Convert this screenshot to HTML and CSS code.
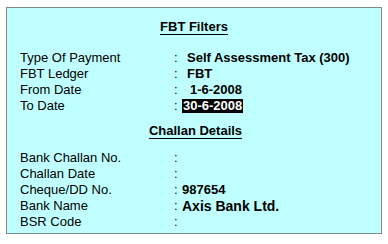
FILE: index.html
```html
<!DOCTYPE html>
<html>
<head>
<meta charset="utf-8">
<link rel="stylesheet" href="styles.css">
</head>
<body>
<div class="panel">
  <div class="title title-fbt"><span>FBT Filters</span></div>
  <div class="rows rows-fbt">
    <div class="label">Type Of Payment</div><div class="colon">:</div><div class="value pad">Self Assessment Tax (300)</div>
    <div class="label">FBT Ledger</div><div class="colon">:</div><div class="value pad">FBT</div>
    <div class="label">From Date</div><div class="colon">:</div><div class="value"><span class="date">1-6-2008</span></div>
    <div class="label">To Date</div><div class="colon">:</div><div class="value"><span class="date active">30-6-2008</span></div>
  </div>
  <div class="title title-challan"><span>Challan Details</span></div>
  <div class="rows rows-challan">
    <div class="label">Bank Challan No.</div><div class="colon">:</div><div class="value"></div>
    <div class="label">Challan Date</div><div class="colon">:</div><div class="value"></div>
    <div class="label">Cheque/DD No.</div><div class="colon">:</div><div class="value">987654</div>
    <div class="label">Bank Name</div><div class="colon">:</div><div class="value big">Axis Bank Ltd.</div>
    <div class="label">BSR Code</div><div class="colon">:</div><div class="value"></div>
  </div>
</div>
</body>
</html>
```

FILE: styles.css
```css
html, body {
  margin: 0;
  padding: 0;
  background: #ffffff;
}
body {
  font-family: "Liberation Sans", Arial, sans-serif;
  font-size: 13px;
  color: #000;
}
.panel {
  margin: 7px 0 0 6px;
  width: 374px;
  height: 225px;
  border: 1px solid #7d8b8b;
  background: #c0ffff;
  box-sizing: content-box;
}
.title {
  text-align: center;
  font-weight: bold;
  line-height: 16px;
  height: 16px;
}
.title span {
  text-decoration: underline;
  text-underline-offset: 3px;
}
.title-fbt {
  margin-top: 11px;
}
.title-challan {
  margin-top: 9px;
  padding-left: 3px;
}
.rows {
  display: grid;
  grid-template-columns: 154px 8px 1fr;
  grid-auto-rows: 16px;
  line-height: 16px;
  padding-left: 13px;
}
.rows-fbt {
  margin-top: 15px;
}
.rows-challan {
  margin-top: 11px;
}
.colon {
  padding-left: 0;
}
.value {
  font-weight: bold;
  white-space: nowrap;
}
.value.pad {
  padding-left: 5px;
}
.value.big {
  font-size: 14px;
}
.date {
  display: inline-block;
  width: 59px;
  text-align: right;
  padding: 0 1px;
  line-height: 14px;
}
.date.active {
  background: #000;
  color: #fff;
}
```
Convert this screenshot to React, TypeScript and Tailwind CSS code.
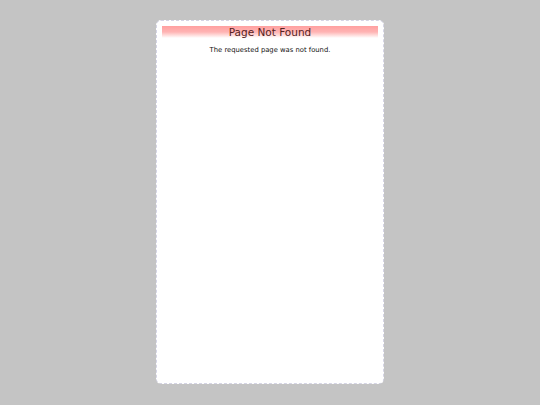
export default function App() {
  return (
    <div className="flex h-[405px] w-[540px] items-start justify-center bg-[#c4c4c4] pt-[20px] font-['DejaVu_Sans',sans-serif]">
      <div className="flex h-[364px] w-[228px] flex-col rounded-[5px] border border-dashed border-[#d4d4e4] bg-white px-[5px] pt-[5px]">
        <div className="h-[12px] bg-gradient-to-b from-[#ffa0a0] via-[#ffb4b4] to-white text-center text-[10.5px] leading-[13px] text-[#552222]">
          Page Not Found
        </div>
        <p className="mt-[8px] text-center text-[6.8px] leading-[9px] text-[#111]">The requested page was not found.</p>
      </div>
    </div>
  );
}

---+---

EXERCISE
Copy all lines from the material that include "screenshot".

THE RESULT
Convert this screenshot to HTML and CSS code.
Convert this screenshot to React, TypeScript and Tailwind CSS code.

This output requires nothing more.